New Delhi, Apr 16 (ILNS): The Delhi High Court today upheld an order of the Central Administrative Tribunal (CAT), which rejected the Rajasthan government’s dismissal of an IPS officer, because the officer was having an illicit affair and also had an issue from a woman other than his wife.
The High Court pointed out that it was not willing to interfere into any government servant’s private life, if it did not interfere with his work as an officer. The original rejection of the dismissal order was challenged by the government in the High Court.
The officer is involved in a divorce case with his estranged wife, while he lives with the other woman. However, the Division Bench of Justices Rajiv Sahai Endlaw and Amit Bansal said: “If CAT were to find that the misconduct was in the realm of private life of government servant and such misconduct in private life, though breaching the ethical standards, did not affect the public at large or did not become an issue so as to disturb the peace and harmony in the living quarters of its servants and did not disturb the image of the service and the government servant concerned, had ultimately settled the issue to the satisfaction of the aggrieved private party, this Court would not ordinarily interfere.”

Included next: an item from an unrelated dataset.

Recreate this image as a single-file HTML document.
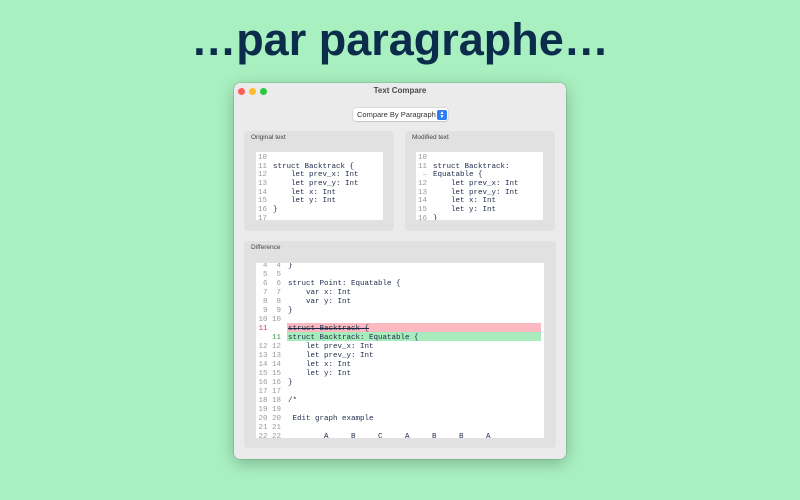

Senior Advocate Manish Singhvi, appearing for the Rajasthan government, submitted: “The sentence meted out…of dismissal from service for contracting a second marriage during the subsistence of his earlier marriage, while in an elite service as the IPS, cannot be said to be so disproportionate so as to shock the conscience of this Court.”
However, the counsel appearing for the IPS officer submitted that the first wife of the officer was never interested in living with him and rather, wanted to marry someone else and has also given an affidavit in this regard.

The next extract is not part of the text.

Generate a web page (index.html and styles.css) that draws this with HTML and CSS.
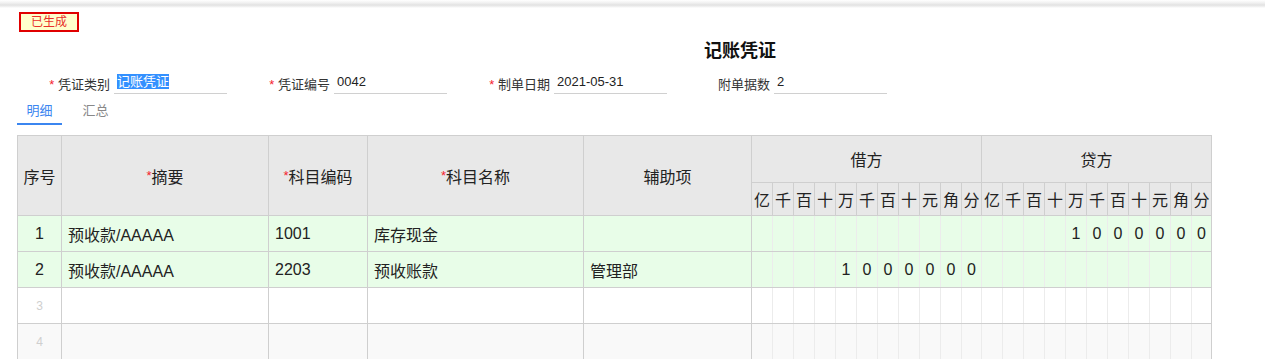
FILE: index.html
```html
<!DOCTYPE html>
<html lang="zh-CN">

<head>
  <meta charset="UTF-8" />
  <title>记账凭证</title>
  <link rel="stylesheet" href="styles.css">
</head>

<body>
  <div class="top-shadow"></div>

  <div class="status-row">
    <span class="status-badge">已生成</span>
  </div>

  <h1 class="voucher-title">记账凭证</h1>

  <!-- Voucher header fields -->
  <div class="form-row">
    <div class="field">
      <label class="field-label"><span class="req">*</span> 凭证类别</label>
      <div class="field-input"><span class="selected">记账凭证</span></div>
    </div>
    <div class="field">
      <label class="field-label"><span class="req">*</span> 凭证编号</label>
      <div class="field-input">0042</div>
    </div>
    <div class="field">
      <label class="field-label"><span class="req">*</span> 制单日期</label>
      <div class="field-input">2021-05-31</div>
    </div>
    <div class="field">
      <label class="field-label">附单据数</label>
      <div class="field-input">2</div>
    </div>
  </div>

  <div class="tabs">
    <div class="tab active">明细</div>
    <div class="tab">汇总</div>
  </div>

  <!-- Entries -->
  <table class="voucher-table">
    <colgroup>
      <col class="c-no">
      <col class="c-summary">
      <col class="c-code">
      <col class="c-name">
      <col class="c-aux">
      <col class="c-d"><col class="c-d"><col class="c-d"><col class="c-d"><col class="c-d"><col class="c-d">
      <col class="c-d"><col class="c-d"><col class="c-d"><col class="c-d"><col class="c-d-last">
      <col class="c-d"><col class="c-d"><col class="c-d"><col class="c-d"><col class="c-d"><col class="c-d">
      <col class="c-d"><col class="c-d"><col class="c-d"><col class="c-d"><col class="c-d-last">
    </colgroup>
    <thead>
      <tr class="head-top">
        <th rowspan="2">序号</th>
        <th rowspan="2"><span class="req-h">*</span>摘要</th>
        <th rowspan="2"><span class="req-h">*</span>科目编码</th>
        <th rowspan="2"><span class="req-h">*</span>科目名称</th>
        <th rowspan="2">辅助项</th>
        <th colspan="11">借方</th>
        <th colspan="11">贷方</th>
      </tr>
      <tr class="head-digits" id="digitHead"></tr>
    </thead>
    <tbody id="rows"></tbody>
  </table>

  <script>
    const units = ['亿', '千', '百', '十', '万', '千', '百', '十', '元', '角', '分'];
    const entries = [
      { summary: '预收款/AAAAA', code: '1001', name: '库存现金', aux: '', debit: '', credit: '1000000' },
      { summary: '预收款/AAAAA', code: '2203', name: '预收账款', aux: '管理部', debit: '1000000', credit: '' },
      null,
      null,
      null
    ];

    // blue line left of 十(万) and 百, red line left of 角
    function lineClass(i) {
      if (i === 3 || i === 6) return ' blue';
      if (i === 9) return ' red';
      return '';
    }

    function digitCells(amount) {
      const padded = amount ? amount.padStart(11, ' ') : '           ';
      let html = '';
      for (let i = 0; i < 11; i++) {
        const cls = 'd' + lineClass(i) + (i === 0 ? ' group-start' : '');
        html += '<td class="' + cls + '">' + padded[i].trim() + '</td>';
      }
      return html;
    }

    let head = '';
    for (let g = 0; g < 2; g++) {
      units.forEach((u, i) => {
        head += '<th class="d' + lineClass(i) + (i === 0 ? ' group-start' : '') + '">' + u + '</th>';
      });
    }
    document.getElementById('digitHead').innerHTML = head;

    let body = '';
    entries.forEach((e, idx) => {
      if (e) {
        body += '<tr class="filled"><td class="no">' + (idx + 1) + '</td>' +
          '<td class="txt">' + e.summary + '</td>' +
          '<td class="txt">' + e.code + '</td>' +
          '<td class="txt">' + e.name + '</td>' +
          '<td class="txt">' + e.aux + '</td>' +
          digitCells(e.debit) + digitCells(e.credit) + '</tr>';
      } else {
        body += '<tr class="empty"><td class="no muted">' + (idx + 1) + '</td>' +
          '<td></td><td></td><td></td><td></td>' +
          digitCells('') + digitCells('') + '</tr>';
      }
    });
    document.getElementById('rows').innerHTML = body;
  </script>
</body>

</html>
```

FILE: styles.css
```css
* {
  box-sizing: border-box;
  margin: 0;
  padding: 0;
}

html,
body {
  font-family: 'Liberation Sans', 'Noto Sans CJK SC', sans-serif;
  background-color: #fff;
  color: #333;
}

.top-shadow {
  height: 8px;
  background: linear-gradient(to bottom, #fff 0, #f0f0f0 3px, #e2e2e2 5px, #f4f4f4 7px, #fff 8px);
}

.status-row {
  padding-left: 19px;
  padding-top: 4px;
  height: 24px;
}

.status-badge {
  display: inline-block;
  width: 60px;
  height: 20px;
  line-height: 16px;
  border: 2px solid #e00000;
  background-color: #ffffcc;
  color: #e8302a;
  font-size: 12px;
  text-align: center;
}

.voucher-title {
  font-size: 18px;
  font-weight: bold;
  color: #111;
  line-height: 24px;
  margin-top: 7px;
  text-align: center;
  padding-left: 215px;
}

.form-row {
  display: flex;
  padding-left: 36px;
  margin-top: 9px;
}

.field {
  width: 220px;
  display: flex;
  align-items: center;
  gap: 4px;
}

.field-label {
  width: 74px;
  text-align: right;
  font-size: 13px;
  color: #333;
}

.req {
  color: #f5222d;
}

.field-input {
  width: 113px;
  height: 22px;
  line-height: 20px;
  font-size: 13px;
  color: #222;
  padding-left: 3px;
  border-bottom: 1px solid #d0d0d0;
}

.selected {
  background-color: #3390ff;
  color: #fff;
}

.tabs {
  display: flex;
  gap: 11px;
  margin-left: 17px;
  height: 31px;
}

.tab {
  width: 45px;
  padding-top: 8px;
  text-align: center;
  font-size: 13px;
  line-height: 18px;
  color: #888;
}

.tab.active {
  color: #3b86f0;
  border-bottom: 2px solid #3b86f0;
}

.voucher-table {
  margin-top: 10px;
  margin-left: 17px;
  width: 1195px;
  table-layout: fixed;
  border-collapse: collapse;
  font-size: 16px;
  color: #222;
}

.c-no { width: 44px; }
.c-summary { width: 207px; }
.c-code { width: 99px; }
.c-name { width: 216px; }
.c-aux { width: 168px; }
.c-d { width: 21px; }
.c-d-last { width: 20px; }

.voucher-table th,
.voucher-table td {
  border: 1px solid #cfcfcf;
  padding: 0;
  overflow: hidden;
  white-space: nowrap;
}

.voucher-table th {
  background-color: #e8e8e8;
  font-weight: normal;
  color: #222;
}

.head-top {
  height: 47px;
}

.head-digits {
  height: 33px;
}

.req-h {
  color: #f5222d;
  font-size: 13px;
  vertical-align: 3px;
}

.voucher-table tbody tr {
  height: 36px;
}

.voucher-table tr.filled td {
  background-color: #e8fde8;
}

.voucher-table tbody tr:nth-child(even).empty td {
  background-color: #f9f9f9;
}

.voucher-table td.no {
  text-align: center;
}

.voucher-table td.muted {
  color: #cfcfcf;
  font-size: 12px;
}

.voucher-table td.txt {
  padding-left: 6px;
}

.voucher-table td.d {
  text-align: center;
  border-left-color: #ececec;
  border-right-color: #ececec;
}

.voucher-table td.d.blue {
  border-left-color: #cfe6f6;
}

.voucher-table td.d.red {
  border-left-color: #f6d6d6;
}

.voucher-table th.d.blue {
  border-left-color: #cde4f4;
}

.voucher-table th.d.red {
  border-left-color: #f2d2d2;
}

.voucher-table .group-start {
  border-left-color: #cfcfcf !important;
}

.voucher-table td.d:last-child {
  border-right-color: #cfcfcf;
}
```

The bench noted: “Ethical standards have been changing over the last half a century, when the All India Services (Conduct) Rules were framed and the said Rules, like law, have to be considered as a living organism, the purport and meaning whereof changes with the changes in societal behaviour.

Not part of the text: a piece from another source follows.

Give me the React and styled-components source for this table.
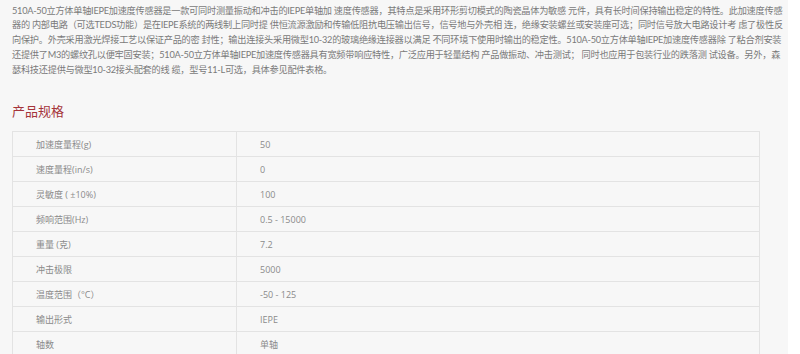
import React from "react";
import styled, { createGlobalStyle } from "styled-components";

const GlobalStyle = createGlobalStyle`
  html, body {
    margin: 0;
    padding: 0;
    background: #ffffff;
  }
  body {
    font-family: "Open Sans", "Noto Sans CJK SC", sans-serif;
  }
`;

const specs = [
  { name: "加速度量程(g)", value: "50" },
  { name: "速度量程(in/s)", value: "0" },
  { name: "灵敏度 ( ±10%)", value: "100" },
  { name: "频响范围(Hz)", value: "0.5 - 15000" },
  { name: "重量 (克)", value: "7.2" },
  { name: "冲击极限", value: "5000" },
  { name: "温度范围（°C）", value: "-50 - 125" },
  { name: "输出形式", value: "IEPE" },
  { name: "轴数", value: "单轴" },
];

function App() {
  return (
    <>
      <GlobalStyle />
      <Panel>
        <Intro>
          510A-50立方体单轴IEPE加速度传感器是一款可同时测量振动和冲击的IEPE单轴加
          速度传感器，其特点是采用环形剪切模式的陶瓷晶体为敏感
          元件，具有长时间保持输出稳定的特性。此加速度传感器的
          内部电路（可选TEDS功能）是在IEPE系统的两线制上同时提
          供恒流源激励和传输低阻抗电压输出信号，信号地与外壳相
          连，绝缘安装螺丝或安装座可选；同时信号放大电路设计考
          虑了极性反向保护。外壳采用激光焊接工艺以保证产品的密
          封性；输出连接头采用微型10-32的玻璃绝缘连接器以满足
          不同环境下使用时输出的稳定性。510A-50立方体单轴IEPE加速度传感器除
          了粘合剂安装还提供了M3的螺纹孔以便牢固安装；510A-50立方体单轴IEPE加速度传感器具有宽频带响应特性，广泛应用于轻量结构
          产品做振动、冲击测试； 同时也应用于包装行业的跌落测
          试设备。另外，森瑟科技还提供与微型10-32接头配套的线
          缆，型号11-L可选，具体参见配件表格。
        </Intro>
        <SectionTitle>产品规格</SectionTitle>
        <SpecTable>
          <tbody>
            {specs.map((s) => (
              <tr key={s.name}>
                <SpecCell $label>{s.name}</SpecCell>
                <SpecCell>{s.value}</SpecCell>
              </tr>
            ))}
          </tbody>
        </SpecTable>
      </Panel>
    </>
  );
}

const Panel = styled.section`
  width: 788px;
  min-height: 354px;
  box-sizing: border-box;
  background: #f7f7f7;
  padding: 3.6px 0 0 12px;
`;

const Intro = styled.p`
  margin: 0;
  padding-right: 1px;
  font-family: "Lato", "Noto Sans CJK SC", sans-serif;
  font-size: 9.2px;
  letter-spacing: -0.26px;
  line-height: 14.8px;
  color: #7a7a7a;
`;

const SectionTitle = styled.h3`
  margin: 24px 0 11.5px;
  font-family: "Noto Sans CJK SC", sans-serif;
  font-size: 13px;
  font-weight: 400;
  line-height: 18px;
  color: #a5343a;
`;

const SpecTable = styled.table`
  width: 748px;
  border-collapse: collapse;
  table-layout: fixed;

  tr {
    height: 25px;
  }
`;

const SpecCell = styled.td`
  width: ${(p) => (p.$label ? "200px" : "auto")};
  padding: 0 0 0 23px;
  border: 1px solid #e3e3e3;
  font-family: "Open Sans", "Noto Sans CJK SC", sans-serif;
  font-size: 9px;
  color: #8a8a8a;
  vertical-align: middle;
`;

export default App;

“It was the contention of the Court that what may have been unethical standard in 1968, is not necessarily unethical today or not necessarily unethical of such severity as in 1968, the society has changed with a lot of affairs of family, which earlier were a matter of public debate, being now confined to the private domain, the concept, definition and standards of morality also has been changing, with the changes in appearance, dressing, language etc, the behaviour which shocked 50 years ago, is now considered as normal or at best an aberration.”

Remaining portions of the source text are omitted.